Более из любви, которую [католикос] питал ко мне, злосчастному, взял он меня [с собой, и] ради развлечения отправились мы в монастыри и скиты. Но мы не смогли задержаться там и в святой обители, ибо [католикос] был очень занят и весьма озабочен делами святого престола.
И ибо нас было свыше тридцати человек, столько же и [еще] больше вьючных животных. И ибо владыка, будучи проницательным и заботливым в отношении всех, никого не желал обременять. Поэтому он торопился возвратиться к святому престолу, тем более, что время было смутное и до владыки доходили различные слухи о появлении хана Тахмас [пкули] и о движении персидских войск.

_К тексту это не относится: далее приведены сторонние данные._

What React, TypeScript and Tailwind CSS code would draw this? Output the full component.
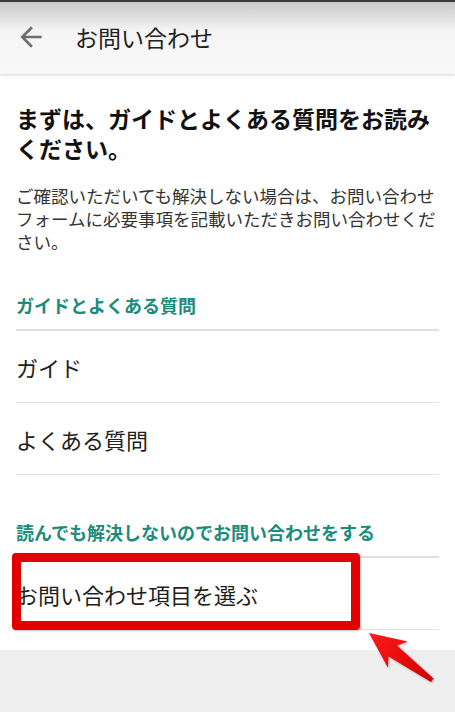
const teal = "text-[#1b8b7b]";

const Row = ({ label, children }: { label: string; children?: React.ReactNode }) => (
  <div className="relative h-[72px] flex items-center border-b border-[#e2e2e2]">
    <span className="text-[22px] leading-[28px] text-[#1e1e1e]">{label}</span>
    {children}
  </div>
);

const SectionTitle = ({ title, className = "" }: { title: string; className?: string }) => (
  <div className={`pb-[12px] border-b-2 border-[#dedede] ${className}`}>
    <h3 className={`text-[18px] leading-[24px] font-bold ${teal}`}>{title}</h3>
  </div>
);

export default function App() {
  return (
    <div
      className="relative w-[455px] min-h-[712px] bg-[#eeeeee]"
      style={{ fontFamily: '"Noto Sans CJK JP", "Noto Sans", sans-serif' }}
    >
      {/* App bar */}
      <header className="relative z-10 h-[74px] border-t-2 border-[#3a3a3a] bg-gradient-to-b from-[#c8c8c8] via-[#f5f5f5] via-40% to-[#f8f8f8] shadow-[0_1px_3px_rgba(0,0,0,0.18)] flex items-center">
        <svg viewBox="0 0 24 24" className="w-[32px] h-[32px] ml-[15px] -mt-[2px] fill-[#6e6e6e]">
          <path d="M20 11H7.83l5.59-5.59L12 4l-8 8 8 8 1.41-1.41L7.83 13H20v-2z" />
        </svg>
        <h1 className="ml-[28px] -mt-[2px] text-[23px] leading-[30px] text-[#222]">お問い合わせ</h1>
      </header>

      {/* Content */}
      <main className="bg-white px-4 pb-[20px]">
        <h2 className="pt-[29px] text-[23px] leading-[30px] font-bold text-[#111] whitespace-nowrap">
          まずは、ガイドとよくある質問をお読み
          <br />
          ください。
        </h2>
        <p className="mt-[21px] text-[17.5px] leading-[23px] text-[#333] whitespace-nowrap">
          ご確認いただいても解決しない場合は、お問い合わせ
          <br />
          フォームに必要事項を記載いただきお問い合わせくだ
          <br />
          さい。
        </p>

        <SectionTitle title="ガイドとよくある質問" className="mt-[40px]" />
        <Row label="ガイド" />
        <Row label="よくある質問" />

        <SectionTitle title="読んでも解決しないのでお問い合わせをする" className="pt-[45px]" />
        <div className="relative">
          <Row label="お問い合わせ項目を選ぶ" />
          {/* red highlight box */}
          <div className="absolute left-[-4px] top-[-5px] w-[348px] h-[77px] border-[9px] border-[#e20000] rounded-[4px] shadow-[1px_1px_2px_rgba(0,0,0,0.25)]" />
        </div>
      </main>

      {/* red pointer arrow */}
      <svg
        className="absolute left-[360px] top-[625px] w-[80px] h-[62px] drop-shadow-[1px_1px_1px_rgba(0,0,0,0.3)]"
        viewBox="0 0 80 62"
      >
        <defs>
          <linearGradient id="arw" x1="0" y1="0" x2="1" y2="1">
            <stop offset="0" stopColor="#ff1a1a" />
            <stop offset="1" stopColor="#d00000" />
          </linearGradient>
        </defs>
        <polygon
          fill="url(#arw)"
          points="9,8 47.7,16.4 37,20.5 73.5,53.5 71,57 28.5,31.5 27.9,42.8"
        />
      </svg>
    </div>
  );
}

[Католикос] поспешил вернуться к святому престолу, дабы обо всем позаботиться. Ибо у нас искони вошло в привычку ни о чем не думать, ни о чем не заботиться; каждый печется о собственном покое, почитает собственную тень, а все заботы перекладывает на стоящего выше. Пока человек жив, прав он или нет, в присутствии своего начальника он кажется не очень озабоченным. И мне так кажется, что [делает он это] для личной пользы, [для собственного] благополучия. А после смерти не поминают покойного, вместо того, чтобы скорбеть и плакать, хулят и высмеивают [его]. Это [заложено] в самой природе нашего народа, а причина этого — невежество и неблагодарность; другой причины я не знаю.
Но я вновь получил от владыки повеление одному отправиться в скит Просветителя и пробыть там неделю, а затем вернуться. Настоятель скита, вардапет Оган, приехал, как бы прося моего [отъезда] у владыки, забрал меня и повез в скит. Я находился там неделю, а затем вернулся к святому престолу.